Israeli Prime Minister Ehud Olmert agreed Sunday to a meeting with Palestinian President Mahmoud Abbas, but said that if the Palestinians do not agree to Israel’s terms, Israeli forces will continue to act unilaterally to expand the Israeli state onto Palestinian land.

The statement was issued in a meeting between Olmert and Hosni Mubarak, the president of Egypt, in the Red Sea resort of Sharm el-Sheikh, after Egyptian officials said they would argue against unilateral steps by Israel and would instead push for detailed peace talks with Mahmoud Abbas, the Palestinian president.

The Israeli premier told a joint news conference with Mubarak that Israel was committed to the international road map peace plan through talks with Abbas, whom he is expected to meet for the first time as prime minister late this month.

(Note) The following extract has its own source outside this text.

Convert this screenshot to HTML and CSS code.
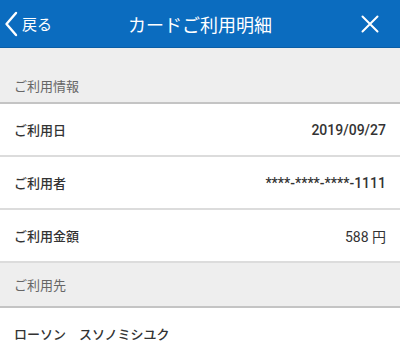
FILE: index.html
```html
<!DOCTYPE html>
<html lang="ja">
<head>
<meta charset="utf-8">
<link rel="stylesheet" href="styles.css">
</head>
<body>
<header class="bar">
  <a class="back">
    <svg class="chev" width="14" height="26" viewBox="0 0 14 26"><path d="M12 2 L2.5 13 L12 24" fill="none" stroke="#fff" stroke-width="2.4" stroke-linecap="round" stroke-linejoin="round"/></svg>
    <span>戻る</span>
  </a>
  <h1 class="title">カードご利用明細</h1>
  <svg class="close" width="18" height="18" viewBox="0 0 18 18"><path d="M1.5 1.5 L16.5 16.5 M16.5 1.5 L1.5 16.5" stroke="#fff" stroke-width="2" stroke-linecap="round"/></svg>
</header>
<div class="sec sec-first">ご利用情報</div>
<div class="row"><span class="lbl">ご利用日</span><span class="val">2019/09/27</span></div>
<div class="row"><span class="lbl">ご利用者</span><span class="val">****-****-****-1111</span></div>
<div class="row"><span class="lbl">ご利用金額</span><span class="val val-reg">588 円</span></div>
<div class="sec">ご利用先</div>
<div class="row row-last"><span class="lbl">ローソン　スソノミシユク</span></div>
</body>
</html>
```
FILE: styles.css
```css
html, body {
  margin: 0;
  padding: 0;
  background: #fff;
  font-family: "Noto Sans CJK JP", "Noto Sans", sans-serif;
  color: #333;
}
.bar {
  height: 47px;
  background: #0b6cbf;
  border-bottom: 1px solid #0a5ea6;
  display: flex;
  align-items: center;
  position: relative;
}
.back {
  display: flex;
  align-items: center;
  gap: 4px;
  padding-left: 4px;
  color: #fff;
  font-size: 15px;
}
.chev { display: block; }
.title {
  position: absolute;
  left: 0;
  right: 0;
  text-align: center;
  margin: 0;
  font-size: 18px;
  font-weight: normal;
  color: #fff;
  pointer-events: none;
}
.close {
  margin-left: auto;
  margin-right: 21px;
  display: block;
}
.sec {
  background: #eeeeee;
  color: #666;
  font-size: 13px;
  display: flex;
  align-items: center;
  padding: 0 14px;
  height: 43px;
  border-bottom: 2px solid #c4c4c4;
}
.sec-first {
  height: 48px;
  align-items: flex-end;
  line-height: 20px;
  padding-bottom: 6px;
}
.row {
  height: 51px;
  display: flex;
  align-items: center;
  justify-content: space-between;
  padding: 0 14px;
  border-bottom: 2px solid #dcdcdc;
  font-size: 13px;
  font-weight: 500;
}
.val {
  font-family: Roboto, "Noto Sans CJK JP", sans-serif;
  font-size: 14px;
  font-weight: 500;
}
.row-last { border-bottom: none; }
.val-reg { font-weight: normal; }
```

Olmert said: "My aim is to exhaust all means to further this channel … . I hope that our Palestinian partners will take advantage of this opportunity and will implement all their obligations so that we can advance according to the road map.  The ‘road map’, and agreement made in 2000, has never been adhered to by the Israeli government.

"We hope the Palestinian Authority will carry out the demands of … the international community and if this does not happen, or when we come to the conclusion that it is not happening, we will have no other option than to look for other ways to move the situation in the Middle East forward and not to allow stagnation to take hold.
 
The road map includes demands that the Palestinian Authority (PA) disarm armed groups and that Israel suspend all settlement activity in the occupied West Bank.  While several attempts were made by the PA to disarm the groups, every time an agreement came close to being signed between the Palestinian factions, attacks by Israeli forces against both civilians and resistance fighters stymied the attempts.
   
The Israeli government, for its part, has never made an effort to implement its side of the road map, and settlement expansion has greatly increased onto Palestinian land, and has been solidified in the last three years with the construction of a massive wall on Palestinian land that cements the capture of land that Israel seized illegally, but hopes to hold onto as part of its ‘final borders’.

Olmert also apologised for the killing of two Egyptian policemen by Israeli soldiers last Friday.

Israel and Egypt agreed to a joint committee to investigate the border incident, which was condemned in the upper house of the Egyptian parliament on Sunday, and to prevent a recurrence.